**EXERCISE DESCRIPTION:** Search the material for "components" and show all lines that contain it.

**DATA SECTION:**
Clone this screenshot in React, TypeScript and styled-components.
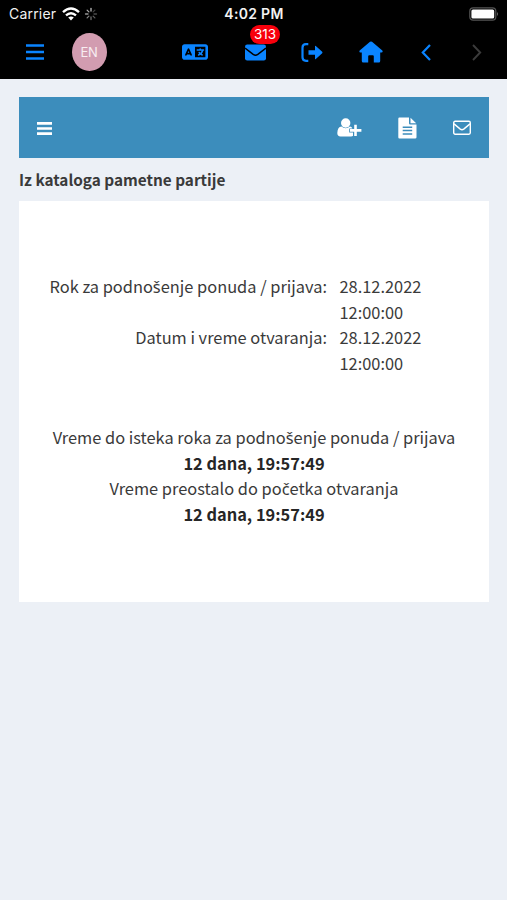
import React from "react";
import styled, { createGlobalStyle } from "styled-components";
import { FaLanguage } from "react-icons/fa6";

const GlobalStyle = createGlobalStyle`
  * { box-sizing: border-box; }
  body { margin: 0; background: #ecf0f6; }
`;

const Screen = styled.div`
  width: 507px;
  height: 900px;
  overflow: hidden;
  background: #ecf0f6;
  color: #3a3a3a;
  font-family: "Noto Sans CJK SC", "Noto Sans", sans-serif;
`;

const TopArea = styled.header`
  height: 79px;
  background: #000;
  font-family: Inter, "Liberation Sans", sans-serif;
`;

const StatusBar = styled.div`
  height: 27px;
  padding: 0 8px 0 9px;
  display: grid;
  grid-template-columns: 1fr auto 1fr;
  align-items: center;
  color: #f2f2f2;
`;

const Carrier = styled.div`
  display: flex;
  align-items: center;
  font-size: 14px;
  letter-spacing: 0.2px;
  svg { display: block; }
`;

const Wifi = styled.svg`margin-left: 6px;`;
const Spinner = styled.svg`margin-left: 4px;`;

const Clock = styled.div`
  font-size: 14px;
  font-weight: 600;
  letter-spacing: 0.3px;
`;

const Battery = styled.svg`
  display: block;
  justify-self: end;
`;

const NavBar = styled.nav`
  height: 52px;
  display: grid;
  grid-template-columns: 69px 40px 52px 67px 54px 60px 58px 51px 51px 5px;
  align-items: center;
  padding-bottom: 2px;
`;

const NavItem = styled.div<{ $dim?: boolean }>`
  position: relative;
  display: flex;
  justify-content: center;
  color: ${(p) => (p.$dim ? "#3b3b3b" : "#0a84ff")};
  svg { display: block; }
`;

const Avatar = styled.div`
  flex: none;
  width: 35px;
  height: 38px;
  border-radius: 50%;
  background: #d29cb0;
  color: #f8eef2;
  font-size: 13px;
  letter-spacing: -0.3px;
  display: flex;
  align-items: center;
  justify-content: center;
`;

const Badge = styled.span`
  position: absolute;
  top: -19px;
  left: 22px;
  width: 30px;
  height: 19px;
  border-radius: 10px;
  background: #f8000c;
  color: #fff;
  font-size: 13.5px;
  line-height: 19px;
  text-align: center;
`;

const Content = styled.main`
  padding: 18px 18px 0 19px;
`;

const Toolbar = styled.div`
  height: 61px;
  background: #3c8dbc;
  color: #fff;
  display: flex;
  align-items: center;
  padding: 0 18px;
  svg { display: block; }
`;

const ToolGroup = styled.div`
  margin-left: auto;
  display: flex;
  align-items: center;
  gap: 36px;
`;

const Title = styled.h1`
  margin: 0;
  height: 43px;
  font-size: 15.35px;
  line-height: 43px;
  font-weight: 700;
  white-space: nowrap;
`;

const Panel = styled.section`
  height: 401px;
  background: #fff;
  padding-top: 73px;
  font-size: 16.4px;
  line-height: 25.7px;
`;

const Deadlines = styled.dl`
  margin: 0 0 48px;
  display: grid;
  grid-template-columns: 308px 100px;
  column-gap: 12.5px;
`;

const Term = styled.dt`
  text-align: right;
  white-space: nowrap;
`;

const Value = styled.dd`margin: 0;`;

const Countdown = styled.div`
  text-align: center;
  white-space: nowrap;
`;

const Remaining = styled.div`
  font-weight: 700;
  color: #262626;
`;

/* The CJK family has no precomposed caron letters. */
const Caron = styled.span`
  font-family: "Noto Sans", sans-serif;
  font-size: 16.4px;
  line-height: 1;
`;

const rays = [1, 0.35, 0.4, 0.5, 0.6, 0.7, 0.8, 0.9];

export default function App() {
  return (
    <Screen>
      <GlobalStyle />
      <TopArea>
        <StatusBar>
          <Carrier>
            Carrier
            <Wifi width="18" height="14" viewBox="0 0 18 14" fill="none" stroke="#fff" strokeWidth="2.4">
              <path d="M1 5.2Q9-2 17 5.2M4 8.4Q9 4 14 8.4" />
              <path d="M6.2 10.6Q9 8.3 11.8 10.6L9 13.4Z" fill="#fff" stroke="none" />
            </Wifi>
            <Spinner width="14" height="14" viewBox="-7 -7 14 14" stroke="#bbb" strokeWidth="1.3" strokeLinecap="round">
              {rays.map((o, i) => (
                <path key={i} d="M0-3V-5.5" opacity={o} transform={`rotate(${i * 45})`} />
              ))}
            </Spinner>
          </Carrier>
          <Clock>4:02 PM</Clock>
          <Battery width="30" height="14" viewBox="0 0 30 14">
            <rect x="0.8" y="0.8" width="26" height="12.4" rx="3.4" fill="none" stroke="#555" strokeWidth="1.2" />
            <rect x="2.4" y="2.4" width="22.8" height="9.2" rx="1.6" fill="#fff" />
            <path d="M28 5Q30 7 28 9Z" fill="#666" />
          </Battery>
        </StatusBar>
        <NavBar>
          <NavItem>
            <svg width="18" height="18" viewBox="0 0 18 18" stroke="currentColor" strokeWidth="2.3">
              <path d="M0 2.5H18M0 9H18M0 15.5H18" />
            </svg>
          </NavItem>
          <NavItem><Avatar>EN</Avatar></NavItem>
          <span />
          <NavItem><FaLanguage size={26} /></NavItem>
          <NavItem>
            <svg width="21" height="17" viewBox="0 0 21 17">
              <rect x="0" y="0.5" width="21" height="16" rx="2.2" fill="currentColor" />
              <path d="M0 4.1L8.2 10.4Q10.5 12 12.8 10.4L21 4.1" fill="none" stroke="#000" strokeWidth="1.5" />
            </svg>
            <Badge>313</Badge>
          </NavItem>
          <NavItem>
            <svg width="22" height="19" viewBox="0 0 22 19">
              <path d="M7.3 1.2H5Q1.5 1.2 1.5 4.7V14.3Q1.5 17.8 5 17.8H7.3" fill="none" stroke="currentColor" strokeWidth="2.2" />
              <path d="M7.5 7.2H14V3.3Q14 2.3 14.8 3L21.2 8.8Q21.8 9.5 21.2 10.2L14.8 16Q14 16.7 14 15.7V11.8H7.5Z" fill="currentColor" />
            </svg>
          </NavItem>
          <NavItem>
            <svg width="24" height="22" viewBox="0 0 24 22" fill="currentColor">
              <path d="M11 0.8Q12 0 13 0.8L23.3 9.5Q24.3 11.3 22.5 11.6H21.2V20Q21.2 21.5 19.7 21.5H14.8V15.2Q14.8 14.3 13.8 14.3H10.2Q9.2 14.3 9.2 15.2V21.5H4.3Q2.8 21.5 2.8 20V11.6H1.5Q-0.3 11.3 0.7 9.5Z" />
            </svg>
          </NavItem>
          <NavItem>
            <svg width="10" height="17" viewBox="0 0 10 17" fill="none" stroke="currentColor" strokeWidth="2.2">
              <path d="M9 1L1.8 8.5L9 16" />
            </svg>
          </NavItem>
          <NavItem $dim>
            <svg width="10" height="17" viewBox="0 0 10 17" fill="none" stroke="currentColor" strokeWidth="1.9">
              <path d="M1 1L8.2 8.5L1 16" />
            </svg>
          </NavItem>
        </NavBar>
      </TopArea>
      <Content>
        <Toolbar>
          <svg width="15" height="14" viewBox="0 0 15 14" stroke="currentColor" strokeWidth="2.6">
            <path d="M0 2.4H15M0 7.5H15M0 12.6H15" />
          </svg>
          <ToolGroup>
            <svg width="25" height="19" viewBox="0 0 25 19" fill="currentColor">
              <circle cx="8.7" cy="5" r="4.7" />
              <path d="M4.4 8.6Q8.7 12 13 8.6Q14.6 8.8 15.4 10.4H12.2V14.5H16V17.8Q15.5 18.4 14 18.4H3.5Q0.3 18.4 0.3 15Q0.6 8.8 4.4 8.6Z" />
              <path d="M17.2 6.8H19.8V11H24.4V13.8H19.8V18H17.2V13.8H13V11H17.2Z" />
            </svg>
            <svg width="19" height="22" viewBox="0 0 19 22">
              <path d="M1.4 0.5H11V6.2Q11 7.5 12.3 7.5H18.5V20.2Q18.5 21.5 17.2 21.5H1.4Q0.3 21.5 0.3 20.2V1.7Q0.3 0.5 1.4 0.5Z" fill="currentColor" />
              <path d="M12.5 0.8L18.2 6.2H12.5Z" fill="currentColor" />
              <path d="M4.7 10.3H14.2M4.7 13.6H14.2M4.7 16.9H14.2" stroke="#3c8dbc" strokeWidth="1.5" />
            </svg>
            <svg width="18" height="15" viewBox="0 0 18 15" fill="none" stroke="currentColor" strokeWidth="1.4">
              <rect x="0.7" y="1.3" width="16.6" height="12.9" rx="1.4" />
              <path d="M1 3.9L7.3 9.1Q9 10.4 10.7 9.1L17 3.9" />
            </svg>
          </ToolGroup>
        </Toolbar>
        <Title>Iz kataloga pametne partije</Title>
        <Panel>
          <Deadlines>
            <Term>Rok za podno<Caron>š</Caron>enje ponuda / prijava:</Term>
            <Value>28.12.2022 12:00:00</Value>
            <Term>Datum i vreme otvaranja:</Term>
            <Value>28.12.2022 12:00:00</Value>
          </Deadlines>
          <Countdown>
            <div>Vreme do isteka roka za podno<Caron>š</Caron>enje ponuda / prijava</div>
            <Remaining>12 dana, 19:57:49</Remaining>
            <div>Vreme preostalo do po<Caron>č</Caron>etka otvaranja</div>
            <Remaining>12 dana, 19:57:49</Remaining>
          </Countdown>
        </Panel>
      </Content>
    </Screen>
  );
}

**ANSWER TO THE EXERCISE:**
Clone this screenshot in React, TypeScript and styled-components.
import styled, { createGlobalStyle } from "styled-components";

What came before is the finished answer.